▶ _Requirement_
Show only lines that include "components".

:: Material ::

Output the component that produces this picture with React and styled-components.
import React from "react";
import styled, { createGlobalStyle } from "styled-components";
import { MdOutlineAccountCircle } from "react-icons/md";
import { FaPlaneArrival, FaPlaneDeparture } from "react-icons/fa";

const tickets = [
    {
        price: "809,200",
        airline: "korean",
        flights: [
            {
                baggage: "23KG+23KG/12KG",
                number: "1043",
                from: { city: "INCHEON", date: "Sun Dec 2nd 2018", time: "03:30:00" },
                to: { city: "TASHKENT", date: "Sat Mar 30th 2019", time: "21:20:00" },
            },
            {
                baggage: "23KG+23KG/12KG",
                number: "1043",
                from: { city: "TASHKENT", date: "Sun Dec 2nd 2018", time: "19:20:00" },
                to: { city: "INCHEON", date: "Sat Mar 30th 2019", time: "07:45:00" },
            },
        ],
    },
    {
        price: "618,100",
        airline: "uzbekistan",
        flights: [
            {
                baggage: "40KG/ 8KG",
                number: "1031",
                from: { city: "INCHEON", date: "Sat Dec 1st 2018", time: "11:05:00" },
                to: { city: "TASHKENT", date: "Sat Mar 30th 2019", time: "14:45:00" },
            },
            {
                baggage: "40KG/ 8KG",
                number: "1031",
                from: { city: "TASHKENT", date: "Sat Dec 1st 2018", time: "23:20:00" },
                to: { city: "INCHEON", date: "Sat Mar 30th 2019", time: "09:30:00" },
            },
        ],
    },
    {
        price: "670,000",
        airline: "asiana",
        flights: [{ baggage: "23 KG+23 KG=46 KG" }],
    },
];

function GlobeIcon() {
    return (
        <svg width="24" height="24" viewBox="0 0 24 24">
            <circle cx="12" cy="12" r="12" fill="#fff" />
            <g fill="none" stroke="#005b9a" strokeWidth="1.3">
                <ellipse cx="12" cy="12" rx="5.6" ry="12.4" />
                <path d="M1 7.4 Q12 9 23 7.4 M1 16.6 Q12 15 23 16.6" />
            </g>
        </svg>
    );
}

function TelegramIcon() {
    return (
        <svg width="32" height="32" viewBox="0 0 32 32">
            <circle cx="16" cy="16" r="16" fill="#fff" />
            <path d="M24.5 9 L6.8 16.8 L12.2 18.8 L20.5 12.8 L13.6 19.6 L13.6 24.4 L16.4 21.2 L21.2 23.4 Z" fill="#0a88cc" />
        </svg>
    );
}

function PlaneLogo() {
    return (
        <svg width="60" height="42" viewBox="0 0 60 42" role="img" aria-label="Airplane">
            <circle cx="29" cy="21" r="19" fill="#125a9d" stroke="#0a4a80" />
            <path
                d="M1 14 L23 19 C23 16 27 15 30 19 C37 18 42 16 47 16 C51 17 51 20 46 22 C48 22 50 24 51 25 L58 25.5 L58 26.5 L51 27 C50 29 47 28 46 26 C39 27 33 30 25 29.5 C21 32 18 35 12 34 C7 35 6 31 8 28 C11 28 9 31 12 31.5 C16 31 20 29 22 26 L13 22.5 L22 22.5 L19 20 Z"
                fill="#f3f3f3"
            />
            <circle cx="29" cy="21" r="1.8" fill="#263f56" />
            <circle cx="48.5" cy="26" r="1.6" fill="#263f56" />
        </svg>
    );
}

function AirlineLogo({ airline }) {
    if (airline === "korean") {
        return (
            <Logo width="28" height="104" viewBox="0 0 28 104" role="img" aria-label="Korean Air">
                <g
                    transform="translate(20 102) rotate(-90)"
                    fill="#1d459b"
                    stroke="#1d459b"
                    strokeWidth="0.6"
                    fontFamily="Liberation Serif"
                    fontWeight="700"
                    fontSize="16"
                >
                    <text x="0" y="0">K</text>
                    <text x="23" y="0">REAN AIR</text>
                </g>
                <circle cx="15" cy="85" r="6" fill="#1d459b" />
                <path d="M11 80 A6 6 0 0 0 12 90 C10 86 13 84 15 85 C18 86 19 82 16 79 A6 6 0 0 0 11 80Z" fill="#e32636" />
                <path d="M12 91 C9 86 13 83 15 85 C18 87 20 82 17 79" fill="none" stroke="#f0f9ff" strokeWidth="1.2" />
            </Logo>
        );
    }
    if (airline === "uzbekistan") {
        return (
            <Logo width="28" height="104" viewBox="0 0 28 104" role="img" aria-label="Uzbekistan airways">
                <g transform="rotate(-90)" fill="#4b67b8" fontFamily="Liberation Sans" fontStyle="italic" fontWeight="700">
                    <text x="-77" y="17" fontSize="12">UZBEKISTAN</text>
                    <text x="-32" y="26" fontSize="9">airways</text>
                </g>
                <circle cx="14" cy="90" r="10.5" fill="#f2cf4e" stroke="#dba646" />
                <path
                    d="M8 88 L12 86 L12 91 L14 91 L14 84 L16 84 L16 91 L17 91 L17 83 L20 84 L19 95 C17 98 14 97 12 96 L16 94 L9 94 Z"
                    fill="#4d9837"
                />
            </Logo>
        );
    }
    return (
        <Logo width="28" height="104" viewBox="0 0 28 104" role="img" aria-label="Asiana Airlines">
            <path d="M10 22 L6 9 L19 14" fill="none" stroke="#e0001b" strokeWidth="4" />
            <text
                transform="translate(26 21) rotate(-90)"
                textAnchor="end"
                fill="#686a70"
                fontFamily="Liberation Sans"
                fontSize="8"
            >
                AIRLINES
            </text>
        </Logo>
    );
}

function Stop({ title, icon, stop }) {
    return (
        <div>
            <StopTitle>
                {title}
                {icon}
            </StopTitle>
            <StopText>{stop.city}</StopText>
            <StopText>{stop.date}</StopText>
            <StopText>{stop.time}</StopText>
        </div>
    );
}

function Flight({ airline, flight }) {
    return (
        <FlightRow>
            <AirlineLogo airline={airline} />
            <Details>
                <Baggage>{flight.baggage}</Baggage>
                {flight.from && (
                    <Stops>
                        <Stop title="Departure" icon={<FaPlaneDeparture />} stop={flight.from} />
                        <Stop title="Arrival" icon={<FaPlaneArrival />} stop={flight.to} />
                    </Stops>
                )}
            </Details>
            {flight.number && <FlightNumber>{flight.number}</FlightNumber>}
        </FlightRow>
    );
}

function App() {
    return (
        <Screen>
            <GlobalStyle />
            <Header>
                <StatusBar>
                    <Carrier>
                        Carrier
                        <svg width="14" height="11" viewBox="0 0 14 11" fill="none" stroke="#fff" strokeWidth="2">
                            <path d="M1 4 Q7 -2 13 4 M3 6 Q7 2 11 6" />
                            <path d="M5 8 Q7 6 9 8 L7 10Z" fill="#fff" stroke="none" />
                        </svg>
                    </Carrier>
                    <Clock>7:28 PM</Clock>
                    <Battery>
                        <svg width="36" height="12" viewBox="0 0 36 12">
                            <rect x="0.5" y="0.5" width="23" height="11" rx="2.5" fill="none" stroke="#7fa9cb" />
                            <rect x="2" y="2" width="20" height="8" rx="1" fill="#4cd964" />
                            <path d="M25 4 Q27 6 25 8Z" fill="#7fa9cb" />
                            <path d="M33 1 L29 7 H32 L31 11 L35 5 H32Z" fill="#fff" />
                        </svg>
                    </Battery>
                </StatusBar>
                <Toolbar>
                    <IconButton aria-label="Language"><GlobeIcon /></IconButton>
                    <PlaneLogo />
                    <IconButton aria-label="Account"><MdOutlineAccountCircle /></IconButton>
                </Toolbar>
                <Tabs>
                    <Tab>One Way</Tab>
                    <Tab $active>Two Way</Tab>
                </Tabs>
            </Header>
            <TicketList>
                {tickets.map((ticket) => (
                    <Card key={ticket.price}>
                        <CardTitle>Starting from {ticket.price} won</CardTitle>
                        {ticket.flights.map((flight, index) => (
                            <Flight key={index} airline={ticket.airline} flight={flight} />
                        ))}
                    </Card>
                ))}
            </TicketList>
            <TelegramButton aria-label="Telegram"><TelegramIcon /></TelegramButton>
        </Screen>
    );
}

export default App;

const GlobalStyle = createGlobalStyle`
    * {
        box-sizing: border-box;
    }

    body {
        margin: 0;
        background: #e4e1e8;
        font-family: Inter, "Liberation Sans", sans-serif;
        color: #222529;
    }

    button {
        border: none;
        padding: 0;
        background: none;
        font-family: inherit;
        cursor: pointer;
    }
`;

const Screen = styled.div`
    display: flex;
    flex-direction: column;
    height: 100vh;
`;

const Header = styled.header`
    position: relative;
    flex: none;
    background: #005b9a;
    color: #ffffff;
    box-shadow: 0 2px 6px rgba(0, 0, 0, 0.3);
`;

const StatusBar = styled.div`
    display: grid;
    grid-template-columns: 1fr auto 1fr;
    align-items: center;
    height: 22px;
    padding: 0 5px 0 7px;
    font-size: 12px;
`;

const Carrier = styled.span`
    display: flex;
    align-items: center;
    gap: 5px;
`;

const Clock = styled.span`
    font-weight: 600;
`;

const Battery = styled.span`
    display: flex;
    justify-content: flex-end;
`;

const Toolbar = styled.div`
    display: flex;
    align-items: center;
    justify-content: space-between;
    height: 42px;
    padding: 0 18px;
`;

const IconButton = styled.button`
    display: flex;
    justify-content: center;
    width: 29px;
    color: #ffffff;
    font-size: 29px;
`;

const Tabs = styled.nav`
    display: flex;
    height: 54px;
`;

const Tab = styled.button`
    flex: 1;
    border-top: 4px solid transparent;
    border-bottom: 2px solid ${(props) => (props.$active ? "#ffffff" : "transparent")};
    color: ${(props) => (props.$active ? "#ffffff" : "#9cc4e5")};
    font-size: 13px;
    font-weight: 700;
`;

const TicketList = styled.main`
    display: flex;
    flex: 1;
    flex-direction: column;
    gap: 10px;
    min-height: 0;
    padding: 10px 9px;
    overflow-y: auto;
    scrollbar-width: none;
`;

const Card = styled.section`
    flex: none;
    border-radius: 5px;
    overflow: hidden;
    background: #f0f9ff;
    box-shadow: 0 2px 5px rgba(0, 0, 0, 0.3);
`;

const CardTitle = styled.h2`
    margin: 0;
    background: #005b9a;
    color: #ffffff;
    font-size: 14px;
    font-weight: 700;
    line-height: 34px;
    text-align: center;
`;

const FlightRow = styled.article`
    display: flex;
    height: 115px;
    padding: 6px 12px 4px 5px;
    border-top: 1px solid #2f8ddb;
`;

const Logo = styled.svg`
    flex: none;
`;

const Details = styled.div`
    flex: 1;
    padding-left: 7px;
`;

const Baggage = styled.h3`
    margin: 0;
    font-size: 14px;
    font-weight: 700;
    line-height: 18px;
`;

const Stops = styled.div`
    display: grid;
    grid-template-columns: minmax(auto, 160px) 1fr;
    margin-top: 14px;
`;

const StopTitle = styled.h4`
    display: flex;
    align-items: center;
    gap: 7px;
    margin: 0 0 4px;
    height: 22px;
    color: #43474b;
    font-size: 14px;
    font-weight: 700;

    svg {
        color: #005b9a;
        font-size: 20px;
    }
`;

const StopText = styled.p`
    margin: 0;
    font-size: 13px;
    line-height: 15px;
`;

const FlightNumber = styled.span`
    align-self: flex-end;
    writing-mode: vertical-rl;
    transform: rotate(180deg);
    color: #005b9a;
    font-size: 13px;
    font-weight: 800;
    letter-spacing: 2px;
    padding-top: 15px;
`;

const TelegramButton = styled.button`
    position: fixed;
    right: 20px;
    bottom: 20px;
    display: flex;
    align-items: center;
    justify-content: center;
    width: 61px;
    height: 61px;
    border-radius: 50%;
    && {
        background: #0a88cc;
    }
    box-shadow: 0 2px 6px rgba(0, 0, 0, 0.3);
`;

:::

▶ _Answer to the problem_
Output the component that produces this picture with React and styled-components.
import styled, { createGlobalStyle } from "styled-components";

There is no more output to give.